Ursachen und Therapie

Die Ursachen der Schizophrenie sind zum einen genetische Faktoren. Bei Menschen, die bereits einen Schizophrenie-Fall in der Familie hatten, ist eine eigene Erkrankung wahrscheinlicher. Auch biologische Ursachen, wie Störungen der Gehirnentwicklung oder Hirnschädigungen durch Alkohol oder Drogen, können zur Schizophrenie führen. Daneben können bei einer biologischen oder genetischen Disposition tragische oder belastende Lebenssituationen eine Schizophrenie auslösen.

Die Therapie einer Schizophrenie enthält unterschiedliche Bausteine. Sie wird in eine medikamentöse, eine psychotherapeutische und einen erzieherische Therapie aufgeteilt. Bei der medikamentösen Behandlung erhält der Patient Neuroleptika. Diese beeinflussen die Übertragung von Informationen durch Botenstoffe im Gehirn und verringern in vielen Fällen die akuten Symptome und beugen Rückfällen vor.  In der psychotherapeutischen Therapie wird daran gearbeitet, depressive Gefühle sowie Angst und Hilflosigkeit zu verringern. Den Betroffenen wird ein Verständnis für ihre Krankheit vermittelt und die sozialen Kompetenzen gestärkt. Der erzieherische Teil „Psychoedukation“ betrifft nicht nur den Kranken, sondern auch sein familiäres Umfeld. Beiden wird hier vermittelt, besser mit der Erkrankung umgehen zu können.

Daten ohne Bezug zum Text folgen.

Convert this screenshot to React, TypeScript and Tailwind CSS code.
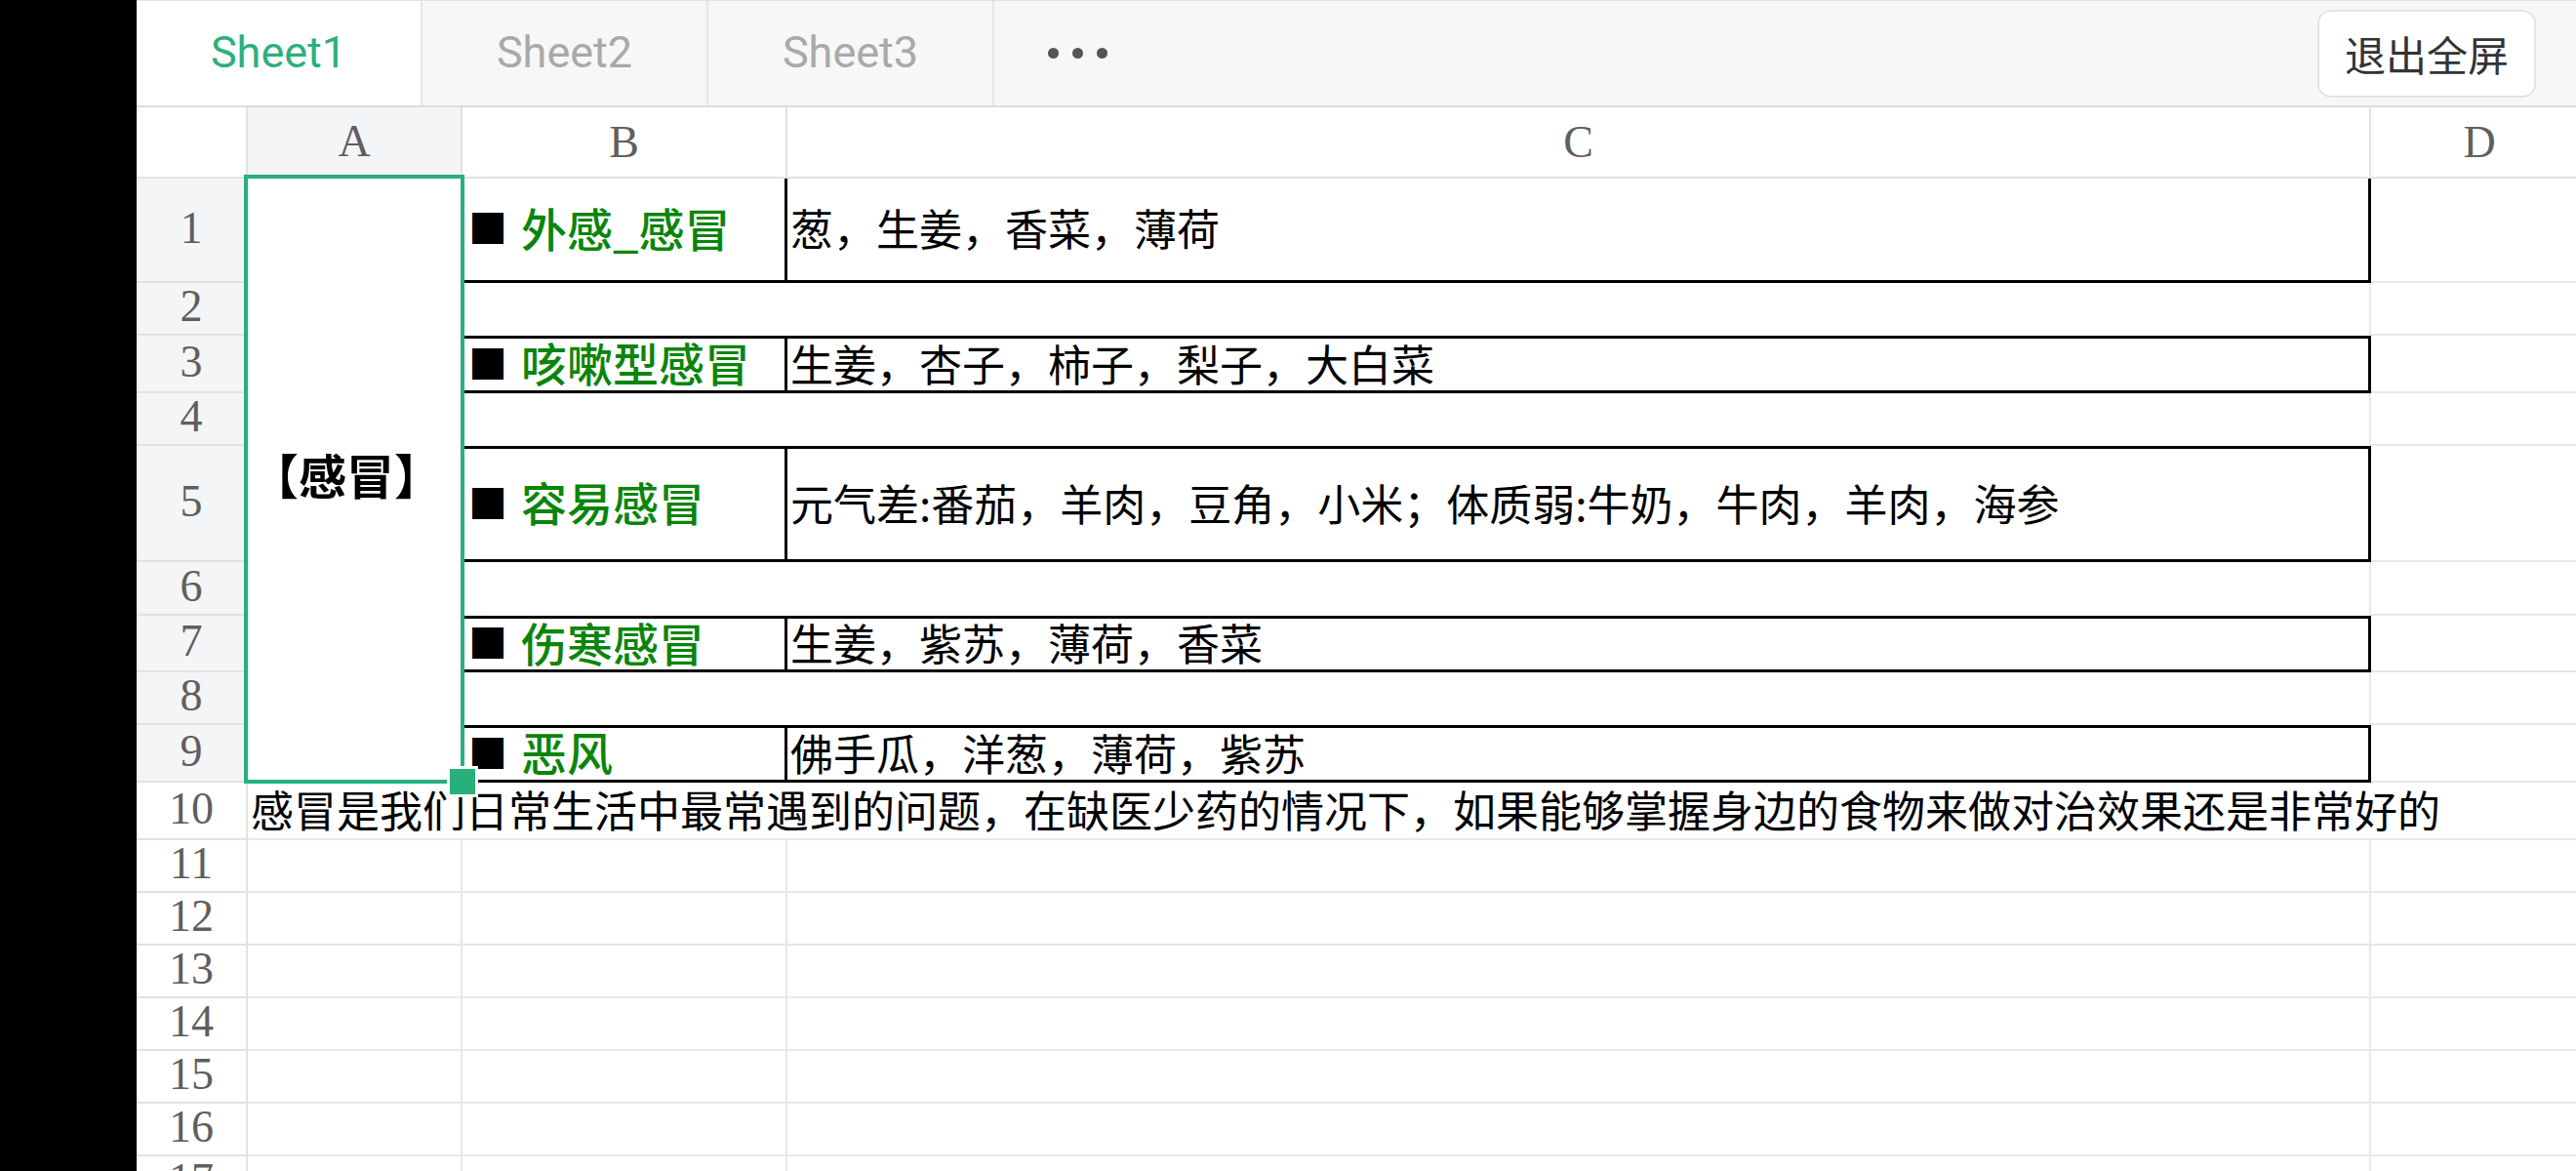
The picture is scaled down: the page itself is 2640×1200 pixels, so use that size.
import clsx from 'clsx';

const cjk = "[font-family:'Noto_Sans_CJK_SC',sans-serif]";
const serif = "[font-family:'Liberation_Serif',serif]";
const roboto = "[font-family:Roboto,'Noto_Sans_CJK_SC',sans-serif]";

type Entry = { label: string; foods: string } | null;

// rows 1..9 of columns B:C, null = blank spacer row
const entries: Entry[] = [
  { label: '外感_感冒', foods: '葱，生姜，香菜，薄荷' },
  null,
  { label: '咳嗽型感冒', foods: '生姜，杏子，柿子，梨子，大白菜' },
  null,
  {
    label: '容易感冒',
    foods: '元气差:番茄，羊肉，豆角，小米；体质弱:牛奶，牛肉，羊肉，海参',
  },
  null,
  { label: '伤寒感冒', foods: '生姜，紫苏，薄荷，香菜' },
  null,
  { label: '恶风', foods: '佛手瓜，洋葱，薄荷，紫苏' },
];

function TabBar() {
  const tabs = ['Sheet1', 'Sheet2', 'Sheet3'];
  return (
    <div className="flex h-[110px] shrink-0 items-stretch border-t border-b-2 border-t-[#e2e2e2] border-b-[#dcdcdc] bg-[#f7f7f7]">
      {tabs.map((t, i) => (
        <div
          key={t}
          className={clsx(
            'flex w-[293px] items-center justify-center border-r-2 border-[#e6e6e6] pb-[2px] text-[45px] leading-none',
            roboto,
            i === 0 ? 'bg-white text-[#2bb07c]' : 'text-[#a9a9a9]',
          )}
        >
          {t}
        </div>
      ))}
      <div className="ml-[55px] flex items-center gap-[14px]">
        {[0, 1, 2].map((i) => (
          <span key={i} className="h-[11px] w-[11px] rounded-full bg-[#555]" />
        ))}
      </div>
      <div
        className={clsx(
          'mt-[9px] mr-[41px] ml-auto flex h-[90px] w-[224px] items-center justify-center self-start rounded-[14px] border-2 border-[#e4e4e4] bg-white text-[42px] leading-none text-[#333]',
          cjk,
        )}
      >
        退出全屏
      </div>
    </div>
  );
}

function RowHead({ n }: { n: number }) {
  return (
    <div
      className={clsx(
        'flex items-center justify-center border-r-2 border-b-2 border-[#e2e2e2] pb-[4px] text-[46px] leading-none text-[#5f5f5f]',
        serif,
        n <= 9 ? 'bg-[#f4f5f7]' : 'bg-white',
      )}
    >
      {n}
    </div>
  );
}

function Sheet() {
  const rows = Array.from({ length: 17 }, (_, i) => i + 1);
  return (
    <div className="grid min-h-0 flex-1 grid-cols-[114px_220px_333px_1623px_1fr] grid-rows-[73px_107px_54px_59px_54px_119px_55px_58px_54px_59px_59px_54px_54px_54px_54px_54px_54px_54px] overflow-hidden bg-white">
      {/* column headers */}
      <div className="border-r-2 border-b-2 border-[#e2e2e2]" />
      <div
        className={clsx(
          'flex items-center justify-center border-r-2 border-b-4 border-r-[#e2e2e2] border-b-[#27b07a] bg-[#f4f5f7] text-[46px] leading-none text-[#5f5f5f]',
          serif,
        )}
      >
        A
      </div>
      {['B', 'C', 'D'].map((c) => (
        <div
          key={c}
          className={clsx(
            'flex items-center justify-center border-b-2 border-[#e2e2e2] text-[46px] leading-none text-[#5f5f5f]',
            c !== 'D' ? 'border-r-2' : 'pl-[12px]',
            serif,
          )}
        >
          {c}
        </div>
      ))}

      {rows.map((n) => {
        const cells = [<RowHead key="h" n={n} />];

        if (n === 1) {
          cells.push(
            <div
              key="a"
              className={clsx(
                'relative z-10 row-span-9 flex items-center justify-center pr-[18px] pb-[14px] text-[49px] leading-none font-semibold text-black',
                cjk,
              )}
            >
              【感冒】
              <div className="pointer-events-none absolute -top-[4px] -right-[2px] -bottom-[1px] -left-[4px] border-4 border-[#27b07a]" />
              <div className="absolute -right-[16px] -bottom-[15px] h-[32px] w-[32px] border-[3px] border-white bg-[#27b07a]" />
            </div>,
          );
        } else if (n === 10) {
          cells.push(
            <div
              key="a"
              className={clsx(
                'flex items-center overflow-visible border-b-2 border-[#e8e8e8] pb-[3px] pl-[3px] text-[44px] leading-none whitespace-nowrap text-black',
                cjk,
              )}
            >
              感冒是我们日常生活中最常遇到的问题，在缺医少药的情况下，如果能够掌握身边的食物来做对治效果还是非常好的
            </div>,
          );
        } else if (n > 10) {
          cells.push(
            <div key="a" className="border-r-2 border-b-2 border-[#e8e8e8]" />,
          );
        }

        if (n <= 9) {
          const e = entries[n - 1];
          if (e) {
            const top = n > 1;
            cells.push(
              <div
                key="b"
                className={clsx(
                  'flex items-center border-r-[3px] border-b-[3px] border-black pb-[6px] pl-[6px] leading-none',
                  top && 'border-t-[3px]',
                  cjk,
                )}
              >
                <span className="text-[40px] text-black">■</span>
                <span className="ml-[14px] text-[47px] font-medium text-[#0a850a]">
                  {e.label}
                </span>
              </div>,
              <div
                key="c"
                className={clsx(
                  'flex items-center border-r-[3px] border-b-[3px] border-black pb-[4px] pl-[3px] text-[44px] leading-none whitespace-nowrap text-black',
                  top && 'border-t-[3px]',
                  cjk,
                )}
              >
                {e.foods}
              </div>,
            );
          } else {
            cells.push(
              <div key="bc" className="col-span-2 border-r-2 border-[#e8e8e8]" />,
            );
          }
        } else if (n === 10) {
          cells.push(
            <div key="b" className="border-b-2 border-[#e8e8e8]" />,
            <div key="c" className="border-b-2 border-[#e8e8e8]" />,
          );
        } else {
          cells.push(
            <div key="b" className="border-r-2 border-b-2 border-[#e8e8e8]" />,
            <div key="c" className="border-r-2 border-b-2 border-[#e8e8e8]" />,
          );
        }

        cells.push(<div key="d" className="border-b-2 border-[#e8e8e8]" />);
        return cells;
      })}
    </div>
  );
}

export default function App() {
  return (
    <div className="flex h-[1200px] w-[2640px] overflow-hidden bg-black">
      <div className="w-[140px] shrink-0 bg-black" />
      <div className="flex min-w-0 flex-1 flex-col bg-white">
        <TabBar />
        <Sheet />
      </div>
    </div>
  );
}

Psychotherapeuten rechnen mit guten Heilungschancen bei der Schizophrenie. 25 bis 30 Prozent aller chronisch Erkrankten könnten sich nach Schätzungen der Bundespsychotherapeutenkammer vollständig von der Krankheit erholen. Und selbst bei schweren und ungünstig verlaufenden Psychosen kann es zu einer deutlichen Verbesserung der Gesundheit und des persönlichen Wohlbefindens kommen.